Efficient operational capability
Having efficient operational capability is important to ensure the cost efficiencies and high quality of product/ services. It plays an important role in ensuring high quality consumer experience with reduced errors, which plays an important role in gaining repeat customers, reference business and revenue.
Access to digital technology
In today’s highly evolving world, there is rapid development and adoption of digital technology in almost every field. Today, application of digital technologies enables businesses to offer seamless and cost-effective consumer experience at their convenience. Hence, it is important for businesses to quickly adapt to these technologies to stay competitive in the market. Many traditional banks are today partnering with various FinTech companies.
Access to digital data
Digital data and digital footprint of consumers enable the companies to track their digital behavior, which can be utilized to provide enhanced consumer experience; it may include providing relevant suggestions for shopping, bill-payment, ad viewing, binge watching or any other. Hence, having access to digital data is of utmost importance in today’s business environment. M&A with companies that have access to huge amount of consumer data such as telecom companies, e-commerce companies and social media players may be helpful to leverage that data.
Robust sales network and last-mile delivery network
It is important to produce high-quality product/ service and increase consumer awareness about them; however, it is equally important to have access to the robust sales network to ensure that the product/ service reach the customer on time in every nook and corner of the geographical market undertaken. It is important to have access to the vast network of distributors, stockists and retailers. In today’s era of e-commerce, access to last-mile delivery network also plays an important role in consumer experience and to stay competitive.
To comply with laws and regulations of different countries
It may not be possible for businesses to leverage international market and expand globally in various countries all by themselves. Along with the challenge of local market knowledge, even the local laws of several countries may not allow them to do so. The laws may restrict the businesses from exporting to various countries and also allow them to enter the market through foreign direct investment (FDI) only in a joint venture or merger with a local player. In that scenario, JV and M&A becomes highly important to enter a foreign market.
Mergers and Acquisitions are beneficial for the businesses in many ways.

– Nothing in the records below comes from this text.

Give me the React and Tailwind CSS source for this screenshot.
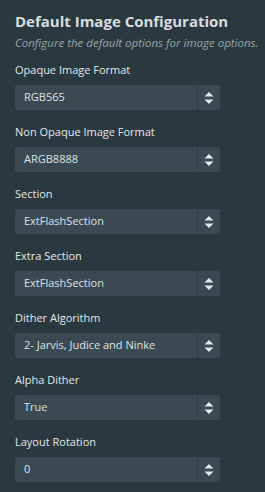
import React from "react";

const fields = [
  { label: "Opaque Image Format", value: "RGB565" },
  { label: "Non Opaque Image Format", value: "ARGB8888" },
  { label: "Section", value: "ExtFlashSection" },
  { label: "Extra Section", value: "ExtFlashSection" },
  { label: "Dither Algorithm", value: "2- Jarvis, Judice and Ninke" },
  { label: "Alpha Dither", value: "True" },
  { label: "Layout Rotation", value: "0" },
];

function SpinArrows() {
  return (
    <svg width="10" height="14" viewBox="0 0 10 14" className="text-[#e4e8ea]">
      <path d="M5 1 L9.5 5.5 L0.5 5.5 Z" fill="currentColor" />
      <path d="M5 13 L9.5 8.5 L0.5 8.5 Z" fill="currentColor" />
    </svg>
  );
}

function SelectField({ label, value }) {
  return (
    <div className="flex flex-col">
      <label className="text-[11px] leading-[16px] text-[#e3e7e9]">{label}</label>
      <div className="mt-[7px] flex h-[25px] w-[205px] items-center rounded-[2px] bg-[#3b4a52]">
        <span className="flex-1 pl-[9px] text-[11px] text-[#dde2e4]">{value}</span>
        <div className="flex h-full w-[23px] items-center justify-center border-l border-[#2f3d44]">
          <SpinArrows />
        </div>
      </div>
    </div>
  );
}

export default function App() {
  return (
    <div
      className="h-[492px] w-[265px] overflow-hidden bg-[#2a3940] pl-[15px] pt-[10px]"
      style={{ fontFamily: '"Open Sans", "Noto Sans", sans-serif' }}
    >
      <h1 className="whitespace-nowrap text-[15px] font-bold leading-[22px] text-[#d7dcdf]">
        Default Image Configuration
      </h1>
      <p className="mt-[2px] whitespace-nowrap text-[11.5px] italic leading-[18px] text-[#98a3a8]">
        Configure the default options for image options.
      </p>
      <div className="mt-[10px] flex flex-col gap-[14px]">
        {fields.map((f) => (
          <SelectField key={f.label} label={f.label} value={f.value} />
        ))}
      </div>
    </div>
  );
}
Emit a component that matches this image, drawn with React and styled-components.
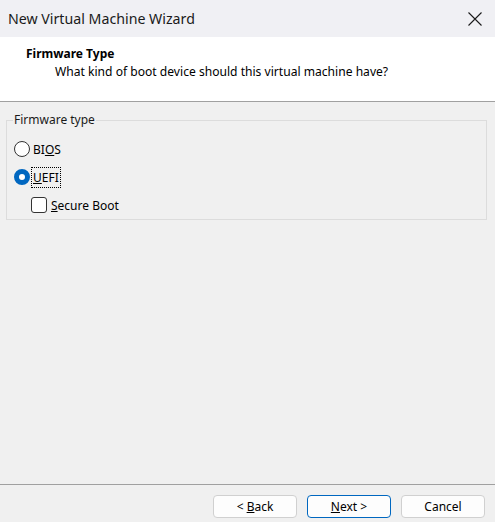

It helps your business to:
- Gain synergies by combining capabilities to benefit from economies of scale
- Save time by purchasing already available capabilities in the market, rather than developing in-house capabilities from scratch
- Gain competitive edge to become market leader or to reduce the gap with the market leader; eliminate or reduce the competition by buying out the competitors
- Gain the dominance in market share by either penetrating deeper in the current market geography or entering the new geography
- Benefit from the skilled and trained workforce that helps to minimize the time required in training and development of new or inexperienced employees
- Achieve product and service diversification through either product/ service line expansion or shifting the core product/ service line of the business
- Enhance operational efficiencies and effectiveness along with cost efficiencies along the value chain through vertical integration with suppliers or distributors or both
- Bring experienced, capable and competent leadership team onboard
- Sustain the change in business environment and market conditions due to entry of a strong new player, change in regulations, etc.